*Directions*. Skip all pictures, then print the remaining material exactly.

*Given material*.
■ ■ ■

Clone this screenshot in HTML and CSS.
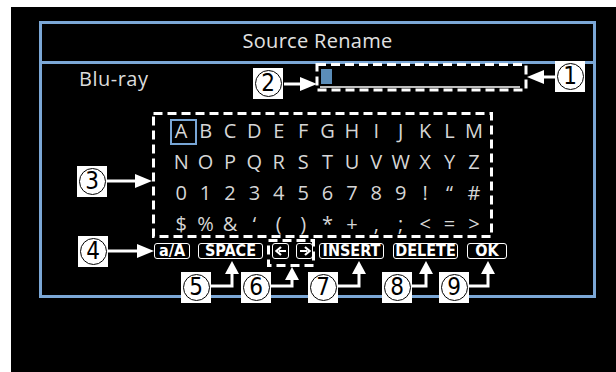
FILE: index.html
```html
<!DOCTYPE html>
<html lang="en">
<head>
  <meta charset="UTF-8">
  <title>Source Rename</title>
  <link rel="stylesheet" href="styles.css">
</head>
<body>
  <div class="page">
    <div class="screen">
      <div class="window">
        <div class="title">Source Rename</div>
        <div class="content">
          <div class="name-row">
            <div class="source">Blu-ray</div>
            <div class="field"><span class="cursor"></span></div>
          </div>

          <div class="keys">
            <span class="sel">A</span><span>B</span><span>C</span><span>D</span><span>E</span><span>F</span><span>G</span><span>H</span><span>I</span><span>J</span><span>K</span><span>L</span><span>M</span>
            <span>N</span><span>O</span><span>P</span><span>Q</span><span>R</span><span>S</span><span>T</span><span>U</span><span>V</span><span>W</span><span>X</span><span>Y</span><span>Z</span>
            <span>0</span><span>1</span><span>2</span><span>3</span><span>4</span><span>5</span><span>6</span><span>7</span><span>8</span><span>9</span><span>!</span><span>&ldquo;</span><span>#</span>
            <span>$</span><span>%</span><span>&amp;</span><span>&lsquo;</span><span>(</span><span>)</span><span>*</span><span>+</span><span>,</span><span>;</span><span>&lt;</span><span>=</span><span>&gt;</span>
          </div>

          <div class="buttons">
            <span class="btn case">a/A</span>
            <span class="btn wide">SPACE</span>
            <span class="arrows">
              <span class="btn small">
                <svg width="12" height="10" viewBox="0 0 12 10"><path d="M11 5H4M6 1L1.5 5L6 9" fill="none" stroke="#fff" stroke-width="2.2"/></svg>
              </span>
              <span class="btn small">
                <svg width="12" height="10" viewBox="0 0 12 10"><path d="M1 5H8M6 1L10.5 5L6 9" fill="none" stroke="#fff" stroke-width="2.2"/></svg>
              </span>
            </span>
            <span class="btn wide">INSERT</span>
            <span class="btn wide">DELETE</span>
            <span class="btn ok">OK</span>
          </div>
        </div>
      </div>
    </div>

    <!-- callout marks drawn over the screen -->
    <svg class="marks" width="616" height="372" viewBox="0 0 616 372">
      <g fill="none" stroke="#fff" stroke-width="3" stroke-dasharray="9 5">
        <rect x="317" y="64.5" width="209" height="25.5"/>
        <rect x="153.5" y="113.5" width="338" height="123"/>
        <rect x="268.5" y="240.5" width="45" height="25"/>
      </g>
      <g fill="none" stroke="#fff" stroke-width="3">
        <path d="M555 77H542"/>
        <path d="M284 84H302"/>
        <path d="M107 181H137"/>
        <path d="M108 251H138"/>
        <path d="M210 286H232V272"/>
        <path d="M271 286H292V278"/>
        <path d="M338 286H359V272"/>
        <path d="M412 286H426V272"/>
        <path d="M468 286H488V272"/>
      </g>
      <g fill="#fff">
        <path d="M527 77L544 70V84Z"/>
        <path d="M317 84L300 77V91Z"/>
        <path d="M152 181L135 174V188Z"/>
        <path d="M154 251L137 244V258Z"/>
        <path d="M232 261L225 274H239Z"/>
        <path d="M292 267L285 280H299Z"/>
        <path d="M359 261L352 274H366Z"/>
        <path d="M426 261L419 274H433Z"/>
        <path d="M488 261L481 274H495Z"/>
      </g>
    </svg>

    <div class="callout c1"><span>1</span></div>
    <div class="callout c2"><span>2</span></div>
    <div class="callout c3"><span>3</span></div>
    <div class="callout c4"><span>4</span></div>
    <div class="callout c5"><span>5</span></div>
    <div class="callout c6"><span>6</span></div>
    <div class="callout c7"><span>7</span></div>
    <div class="callout c8"><span>8</span></div>
    <div class="callout c9"><span>9</span></div>
  </div>
</body>
</html>
```

FILE: styles.css
```css
* { box-sizing: border-box; }

body {
  margin: 0;
  background: #fff;
  font-family: 'Open Sans', 'Noto Sans', sans-serif;
}

.page {
  position: relative;
  width: 616px;
  height: 372px;
  overflow: hidden;
}

.screen {
  margin: 7px 0 0 11px;
  width: 605px;
  height: 365px;
  background: #000;
  padding: 14px 0 0 28px;
}

.window {
  width: 557px;
  height: 277px;
  border: 3px solid #7ba7d6;
}

.title {
  height: 40px;
  border-bottom: 3px solid #7ba7d6;
  color: #e2e2e2;
  font-size: 20px;
  line-height: 34px;
  text-align: center;
  letter-spacing: 0.3px;
}

.name-row {
  display: flex;
  align-items: flex-start;
  height: 28px;
}

.source {
  width: 274px;
  padding: 3px 0 0 37px;
  color: #dcdcdc;
  font-size: 20px;
  line-height: 24px;
  letter-spacing: 0.5px;
}

.field {
  width: 212px;
  height: 26px;
  padding: 5px 0 0 5px;
  background: linear-gradient(#bdbdbd, #bdbdbd) 4px 22px / 200px 2px no-repeat;
}

.cursor {
  display: block;
  width: 11px;
  height: 15px;
  background: #5b8db9;
}

.keys {
  display: grid;
  grid-template-columns: repeat(13, 24.4px);
  grid-auto-rows: 31px;
  margin: 23px 0 0 127px;
  color: #d6d6d6;
  font-size: 20px;
  line-height: 31px;
  text-align: center;
}

.keys span {
  position: relative;
}

.keys .sel::before {
  content: "";
  position: absolute;
  left: 1px;
  top: 4px;
  width: 23px;
  height: 22px;
  border: 2px solid #78a6d6;
}

.buttons {
  display: flex;
  align-items: center;
  margin: 4px 0 0 112px;
  height: 16px;
}

.btn {
  display: flex;
  align-items: center;
  justify-content: center;
  height: 16px;
  border: 1.5px solid #fff;
  border-radius: 3px;
  color: #fff;
  font-family: 'Liberation Sans Narrow', 'DejaVu Sans Condensed', sans-serif;
  font-weight: bold;
  font-size: 16px;
  line-height: 1;
}

.case { width: 36px; margin-right: 8px; }
.wide { width: 65px; margin-right: 9px; }
.ok { width: 40px; }

.arrows {
  display: flex;
  gap: 7px;
  margin: 0 6px 0 0;
}

.small {
  width: 17px;
}

.marks {
  position: absolute;
  left: 0;
  top: 0;
}

.callout {
  position: absolute;
  width: 30px;
  height: 31px;
  background: #fff;
  display: flex;
  align-items: center;
  justify-content: center;
}

.callout span {
  width: 27px;
  height: 27px;
  border: 1.5px solid #000;
  border-radius: 50%;
  color: #000;
  font-family: 'Liberation Sans Narrow', 'DejaVu Sans Condensed', sans-serif;
  font-size: 24px;
  line-height: 24px;
  text-align: center;
}

.c1 { left: 555px; top: 61px; }
.c2 { left: 253px; top: 68px; }
.c3 { left: 77px; top: 166px; }
.c4 { left: 78px; top: 236px; }
.c5 { left: 181px; top: 272px; }
.c6 { left: 241px; top: 272px; }
.c7 { left: 308px; top: 272px; }
.c8 { left: 382px; top: 272px; }
.c9 { left: 439px; top: 272px; }
```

■ ■ ■

*Written response*.
Clone this screenshot in HTML and CSS.
FILE: index.html
```html
<!DOCTYPE html>
<html lang="en">
<head>
  <meta charset="UTF-8">
  <title>Source Rename</title>
  <link rel="stylesheet" href="styles.css">
</head>
<body>
  <div class="page">
    <div class="screen">
      <div class="window">
        <div class="title">Source Rename</div>
        <div class="content">
          <div class="name-row">
            <div class="source">Blu-ray</div>
            <div class="field"><span class="cursor"></span></div>
          </div>

          <div class="keys">
            <span class="sel">A</span><span>B</span><span>C</span><span>D</span><span>E</span><span>F</span><span>G</span><span>H</span><span>I</span><span>J</span><span>K</span><span>L</span><span>M</span>
            <span>N</span><span>O</span><span>P</span><span>Q</span><span>R</span><span>S</span><span>T</span><span>U</span><span>V</span><span>W</span><span>X</span><span>Y</span><span>Z</span>
            <span>0</span><span>1</span><span>2</span><span>3</span><span>4</span><span>5</span><span>6</span><span>7</span><span>8</span><span>9</span><span>!</span><span>&ldquo;</span><span>#</span>
            <span>$</span><span>%</span><span>&amp;</span><span>&lsquo;</span><span>(</span><span>)</span><span>*</span><span>+</span><span>,</span><span>;</span><span>&lt;</span><span>=</span><span>&gt;</span>
          </div>

          <div class="buttons">
            <span class="btn case">a/A</span>
            <span class="btn wide">SPACE</span>
            <span class="arrows">
              <span class="btn small">
                <svg width="12" height="10" viewBox="0 0 12 10"><path d="M11 5H4M6 1L1.5 5L6 9" fill="none" stroke="#fff" stroke-width="2.2"/></svg>
              </span>
              <span class="btn small">
                <svg width="12" height="10" viewBox="0 0 12 10"><path d="M1 5H8M6 1L10.5 5L6 9" fill="none" stroke="#fff" stroke-width="2.2"/></svg>
              </span>
            </span>
            <span class="btn wide">INSERT</span>
            <span class="btn wide">DELETE</span>
            <span class="btn ok">OK</span>
          </div>
        </div>
      </div>
    </div>

    <!-- callout marks drawn over the screen -->
    <svg class="marks" width="616" height="372" viewBox="0 0 616 372">
      <g fill="none" stroke="#fff" stroke-width="3" stroke-dasharray="9 5">
        <rect x="317" y="64.5" width="209" height="25.5"/>
        <rect x="153.5" y="113.5" width="338" height="123"/>
        <rect x="268.5" y="240.5" width="45" height="25"/>
      </g>
      <g fill="none" stroke="#fff" stroke-width="3">
        <path d="M555 77H542"/>
        <path d="M284 84H302"/>
        <path d="M107 181H137"/>
        <path d="M108 251H138"/>
        <path d="M210 286H232V272"/>
        <path d="M271 286H292V278"/>
        <path d="M338 286H359V272"/>
        <path d="M412 286H426V272"/>
        <path d="M468 286H488V272"/>
      </g>
      <g fill="#fff">
        <path d="M527 77L544 70V84Z"/>
        <path d="M317 84L300 77V91Z"/>
        <path d="M152 181L135 174V188Z"/>
        <path d="M154 251L137 244V258Z"/>
        <path d="M232 261L225 274H239Z"/>
        <path d="M292 267L285 280H299Z"/>
        <path d="M359 261L352 274H366Z"/>
        <path d="M426 261L419 274H433Z"/>
        <path d="M488 261L481 274H495Z"/>
      </g>
    </svg>

    <div class="callout c1"><span>1</span></div>
    <div class="callout c2"><span>2</span></div>
    <div class="callout c3"><span>3</span></div>
    <div class="callout c4"><span>4</span></div>
    <div class="callout c5"><span>5</span></div>
    <div class="callout c6"><span>6</span></div>
    <div class="callout c7"><span>7</span></div>
    <div class="callout c8"><span>8</span></div>
    <div class="callout c9"><span>9</span></div>
  </div>
</body>
</html>
```

FILE: styles.css
```css
* { box-sizing: border-box; }

body {
  margin: 0;
  background: #fff;
  font-family: 'Open Sans', 'Noto Sans', sans-serif;
}

.page {
  position: relative;
  width: 616px;
  height: 372px;
  overflow: hidden;
}

.screen {
  margin: 7px 0 0 11px;
  width: 605px;
  height: 365px;
  background: #000;
  padding: 14px 0 0 28px;
}

.window {
  width: 557px;
  height: 277px;
  border: 3px solid #7ba7d6;
}

.title {
  height: 40px;
  border-bottom: 3px solid #7ba7d6;
  color: #e2e2e2;
  font-size: 20px;
  line-height: 34px;
  text-align: center;
  letter-spacing: 0.3px;
}

.name-row {
  display: flex;
  align-items: flex-start;
  height: 28px;
}

.source {
  width: 274px;
  padding: 3px 0 0 37px;
  color: #dcdcdc;
  font-size: 20px;
  line-height: 24px;
  letter-spacing: 0.5px;
}

.field {
  width: 212px;
  height: 26px;
  padding: 5px 0 0 5px;
  background: linear-gradient(#bdbdbd, #bdbdbd) 4px 22px / 200px 2px no-repeat;
}

.cursor {
  display: block;
  width: 11px;
  height: 15px;
  background: #5b8db9;
}

.keys {
  display: grid;
  grid-template-columns: repeat(13, 24.4px);
  grid-auto-rows: 31px;
  margin: 23px 0 0 127px;
  color: #d6d6d6;
  font-size: 20px;
  line-height: 31px;
  text-align: center;
}

.keys span {
  position: relative;
}

.keys .sel::before {
  content: "";
  position: absolute;
  left: 1px;
  top: 4px;
  width: 23px;
  height: 22px;
  border: 2px solid #78a6d6;
}

.buttons {
  display: flex;
  align-items: center;
  margin: 4px 0 0 112px;
  height: 16px;
}

.btn {
  display: flex;
  align-items: center;
  justify-content: center;
  height: 16px;
  border: 1.5px solid #fff;
  border-radius: 3px;
  color: #fff;
  font-family: 'Liberation Sans Narrow', 'DejaVu Sans Condensed', sans-serif;
  font-weight: bold;
  font-size: 16px;
  line-height: 1;
}

.case { width: 36px; margin-right: 8px; }
.wide { width: 65px; margin-right: 9px; }
.ok { width: 40px; }

.arrows {
  display: flex;
  gap: 7px;
  margin: 0 6px 0 0;
}

.small {
  width: 17px;
}

.marks {
  position: absolute;
  left: 0;
  top: 0;
}

.callout {
  position: absolute;
  width: 30px;
  height: 31px;
  background: #fff;
  display: flex;
  align-items: center;
  justify-content: center;
}

.callout span {
  width: 27px;
  height: 27px;
  border: 1.5px solid #000;
  border-radius: 50%;
  color: #000;
  font-family: 'Liberation Sans Narrow', 'DejaVu Sans Condensed', sans-serif;
  font-size: 24px;
  line-height: 24px;
  text-align: center;
}

.c1 { left: 555px; top: 61px; }
.c2 { left: 253px; top: 68px; }
.c3 { left: 77px; top: 166px; }
.c4 { left: 78px; top: 236px; }
.c5 { left: 181px; top: 272px; }
.c6 { left: 241px; top: 272px; }
.c7 { left: 308px; top: 272px; }
.c8 { left: 382px; top: 272px; }
.c9 { left: 439px; top: 272px; }
```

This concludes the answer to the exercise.